Skipping Calibration Frames: Especially for deep-sky, darks and flats make a massive difference in final image quality. Don’t skip them because your tired after a night of shooting.

Taking Your Skills Further

Once you’ve mastered the basics, a whole world of techniques opens up.

Guiding: This is an advanced technique where a second, small camera monitors a star and sends tiny corrections to your mount. It allows for much longer, pinpoint-accurate exposures.
Narrowband Imaging: Using special filters that only let through specific wavelengths of light (like Hydrogen-alpha), you can capture incredible detail in nebulae even from light-polluted cities.
Wide-Field Astrophotography: Sometimes, you don’t need a telescope. A DSLR with a fast, wide-angle lens on a tracking mount can capture stunning Milky Way panoramas and large constellations.

FAQ Section

Can I use any telescope for taking pictures?

Technically yes, but some are much better than others. A telescope on a solid, motorized equatorial mount is highly recommended for anything beyond the Moon. Small, wobbly mounts will lead to blurry photos and frustration.

What is the cheapest way to start astrophotography with a telescope?

The absolute cheapest way is the afocal method with a smartphone and a phone adapter clamp. Use your existing telescope, even if it’s a basic one. Your first target should be the Moon. This requires minimal investment and teaches you the fundamentals.

Why are my star photos blurry even with short exposures?

This is almost always caused by one of three things: 1) Poor focus (re-focus carefully), 2) A shaky mount or tripod (ensure everything is tight and on solid ground), or 3) Atmospheric turbulence (“bad seeing”) which you must wait out for better conditions.

Do I need a computer in the field?

For basic DSLR work, no. You can use an intervalometer to control the camera. But for most serious deep-sky imaging, a laptop is used to control the camera, run guiding software, and manage the imaging sequence. It’s very helpfull for reviewing shots as you take them.

How important is a dark sky location?

For planets and the Moon, not very. They are bright. For galaxies and nebulae, it is extremely important. Light pollution acts like a fog, washing out faint details. Traveling to a darker site will improve your deep-sky images more than almost any piece of new gear.

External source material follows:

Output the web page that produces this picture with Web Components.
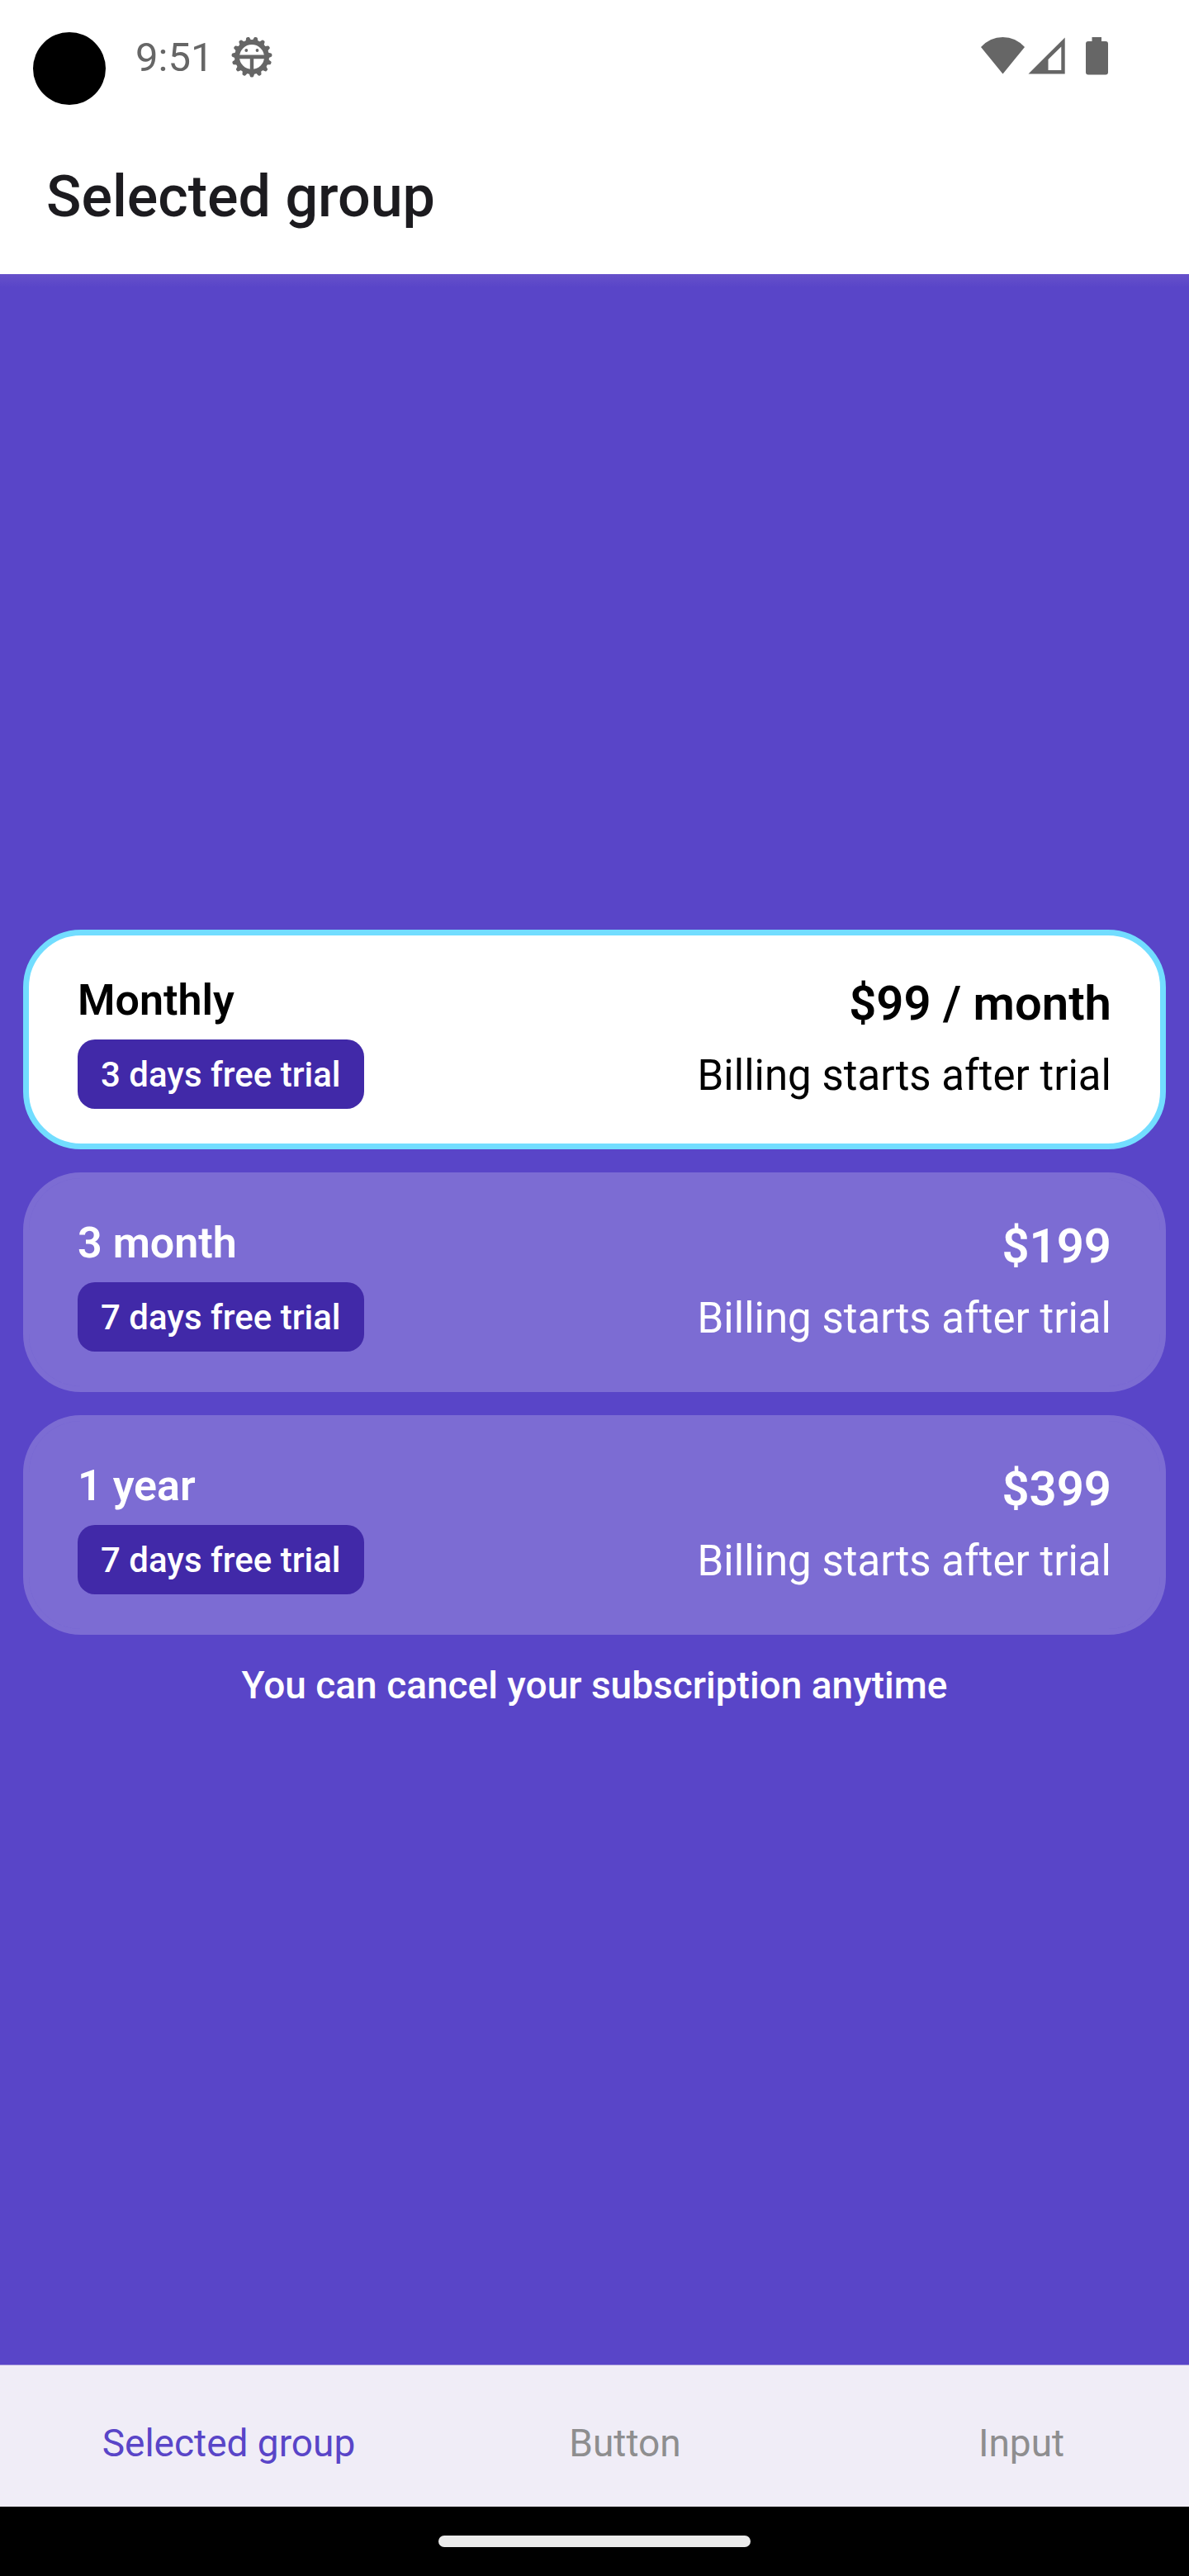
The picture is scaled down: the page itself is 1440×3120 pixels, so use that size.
<!DOCTYPE html>
<html lang="en">
<head>
<meta charset="utf-8">
<meta name="viewport" content="width=device-width, initial-scale=1">
<title>Selected group</title>
<style>
  html, body { margin: 0; }
  body {
    font-family: Roboto, "Liberation Sans", sans-serif;
    --purple: #5945c8;
    --purple-dark: #4129a8;
    --cyan: #72ddff;
    --glyph: #666;
  }
</style>
</head>
<body>
<app-screen>
  <status-bar slot="top" time="9:51"></status-bar>
  <title-bar slot="top">Selected group</title-bar>
  <plan-group>
    <plan-option name="Monthly" trial="3 days free trial" price="$99 / month" note="Billing starts after trial" checked></plan-option>
    <plan-option name="3 month" trial="7 days free trial" price="$199" note="Billing starts after trial"></plan-option>
    <plan-option name="1 year" trial="7 days free trial" price="$399" note="Billing starts after trial"></plan-option>
    <span slot="footnote">You can cancel your subscription anytime</span>
  </plan-group>
  <tab-bar slot="bottom">
    <tab-item selected>Selected group</tab-item>
    <tab-item>Button</tab-item>
    <tab-item>Input</tab-item>
  </tab-bar>
  <gesture-bar slot="bottom"></gesture-bar>
</app-screen>

<script>
const define = (tag, html, setup) => customElements.define(tag, class extends HTMLElement {
  constructor() {
    super();
    this.attachShadow({ mode: "open" }).innerHTML = html;
  }
  connectedCallback() { if (setup) setup(this, this.shadowRoot); }
});

define("app-screen", `
  <style>
    :host { display: flex; flex-direction: column; min-height: 100vh; background: var(--purple); }
    header { background: #fff; }
    main {
      flex: 1; display: flex; flex-direction: column; justify-content: center; padding: 0 28px;
      background: linear-gradient(#6651ca, var(--purple) 16px);
    }
  </style>
  <header><slot name="top"></slot></header>
  <main><slot></slot></main>
  <footer><slot name="bottom"></slot></footer>`);

define("status-bar", `
  <style>
    :host {
      display: flex; align-items: center; box-sizing: border-box; height: 144px;
      padding: 0 96px 4px 164px; position: relative; color: var(--glyph);
    }
    .camera { position: absolute; left: 40px; top: 39px; width: 88px; height: 88px; border-radius: 50%; background: #000; }
    time { font-size: 49px; line-height: 58px; margin-right: 22px; }
    svg { display: block; fill: currentColor; }
    .system { margin-left: auto; }
  </style>
  <span class="camera"></span>
  <time></time>
  <svg class="gear" width="50" height="50" viewBox="-25 -24 50 50" aria-hidden="true">
    <path class="teeth" stroke="currentColor" stroke-width="3" stroke-linejoin="round"/>
    <circle r="18" fill="none" stroke="currentColor" stroke-width="6"/>
    <path d="M-16-2.500H16V2.300H-16zM-2.200 0H2.200V17H-2.200z"/>
    <circle cx="-6.700" cy="-8" r="1.900"/><circle cx="6.500" cy="-8" r="1.900"/>
  </svg>
  <svg class="system" width="156" height="50" viewBox="0 1 156 50" aria-hidden="true">
    <path d="M0 13Q11 1 26.500 1T53 13L26.500 45.500z"/>
    <path fill-rule="evenodd" d="M57.500 45.500L101.700 1.500V45.500zM81.500 41H97.300V12.500L81.500 28z"/>
    <path d="M134.500 1H146V6H151Q154 6 154 9V43.500Q154 46.500 151 46.500H130Q127 46.500 127 43.500V9Q127 6 130 6H134.500z"/>
  </svg>`,
  (host, root) => {
    root.querySelector("time").textContent = host.getAttribute("time");
    const point = (radius, angle) => `${(radius * Math.sin(angle)).toFixed(2)} ${(radius * Math.cos(angle)).toFixed(2)}`;
    let d = "";
    for (let i = 0; i < 15; i++) {
      const a = i * 2 * Math.PI / 15;
      d += `M${point(18, a - 0.14)}L${point(23, a - 0.03)}L${point(23, a + 0.03)}L${point(18, a + 0.14)}z`;
    }
    root.querySelector(".teeth").setAttribute("d", d);
  });

define("title-bar", `
  <style>
    :host { display: flex; align-items: center; height: 188px; padding: 0 56px; color: #1c1b1f; }
    h1 { margin: 0; font-size: 70px; line-height: 84px; font-weight: 500; }
  </style>
  <h1><slot></slot></h1>`);

define("plan-group", `
  <style>
    :host { display: block; }
    fieldset { display: flex; flex-direction: column; gap: 28px; margin: 0; padding: 0; border: 0; min-width: 0; }
    p { margin: 32px 0 0; color: #fff; font-size: 46px; line-height: 58px; font-weight: 500; text-align: center; }
  </style>
  <fieldset aria-label="Plan"><slot></slot></fieldset>
  <p><slot name="footnote"></slot></p>`,
  (host) => host.addEventListener("plan-picked", (e) => {
    for (const option of host.querySelectorAll("plan-option")) option.toggleChecked(option === e.target);
  }));

customElements.define("plan-option", class extends HTMLElement {
  constructor() {
    super();
    this.attachShadow({ mode: "open" }).innerHTML = `
      <style>
        :host { display: block; color: #fff; }
        :host([checked]) { color: #000; }
        label {
          display: flex; justify-content: space-between; align-items: center; box-sizing: border-box;
          min-height: 266px; padding: 0 59px; border: 7px solid rgba(255, 255, 255, .21); border-radius: 70px;
          background: rgba(255, 255, 255, .21) padding-box; position: relative; cursor: pointer;
        }
        :host([checked]) label { background: #fff; border-color: var(--cyan); }
        input { position: absolute; inset: 0; width: 100%; height: 100%; margin: 0; opacity: 0; }
        .left, .right { display: flex; flex-direction: column; align-items: flex-start; }
        .left { gap: 10px; }
        .right { align-items: flex-end; }
        .name { font-size: 52px; line-height: 74px; font-weight: 600; }
        .trial {
          padding: 8px 28px 6px; border-radius: 21px; background: var(--purple-dark); color: #fff;
          font-size: 42px; line-height: 70px; font-weight: 500;
        }
        .price { font-size: 58px; line-height: 88px; font-weight: 600; }
        .note { font-size: 51px; line-height: 88px; }
      </style>
      <label>
        <input type="radio" name="plan">
        <span class="left"><span class="name"></span><span class="trial"></span></span>
        <span class="right"><span class="price"></span><span class="note"></span></span>
      </label>`;
    this.input = this.shadowRoot.querySelector("input");
    this.input.addEventListener("change", () =>
      this.dispatchEvent(new CustomEvent("plan-picked", { bubbles: true })));
  }
  connectedCallback() {
    for (const key of ["name", "trial", "price", "note"])
      this.shadowRoot.querySelector("." + key).textContent = this.getAttribute(key);
    this.input.checked = this.hasAttribute("checked");
  }
  toggleChecked(on) {
    this.toggleAttribute("checked", on);
    this.input.checked = on;
  }
});

define("tab-bar", `
  <style>
    :host { display: block; background: #f0edf7; border-top: 1px solid #b5a9e0; }
    nav { display: flex; height: 171px; }
  </style>
  <nav><slot></slot></nav>`,
  (host) => host.addEventListener("click", (e) => {
    const picked = e.target.closest("tab-item");
    if (picked) for (const tab of host.querySelectorAll("tab-item")) tab.toggleAttribute("selected", tab === picked);
  }));

define("tab-item", `
  <style>
    :host { flex: 1 1 0; display: flex; color: #8e8e8f; }
    :host([selected]) { color: var(--purple); }
    button {
      flex: 1; margin: 0; padding: 16px 0 0 74px; border: 0; background: none; color: inherit;
      font: 400 46px/58px Roboto, "Liberation Sans", sans-serif; white-space: nowrap; cursor: pointer;
    }
  </style>
  <button type="button"><slot></slot></button>`);

define("gesture-bar", `
  <style>
    :host { display: flex; align-items: center; justify-content: center; height: 84px; background: #000; }
    span { width: 378px; height: 14px; border-radius: 7px; background: #ebebeb; }
  </style>
  <span></span>`);
</script>
</body>
</html>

Learning how to take photos through telescope is a journey of patience and practice. Start simple with the Moon, master one method at a time, and don’t get discouraged by initial challenges. The night sky is full of beautiful subjects waiting to be captured. Each clear night is an opportunity to learn something new and add another unique image to your personal collection of the cosmos. Remember, every amazing astrophoto you’ve ever seen started with a first, imperfect attempt. Your’s is just begining.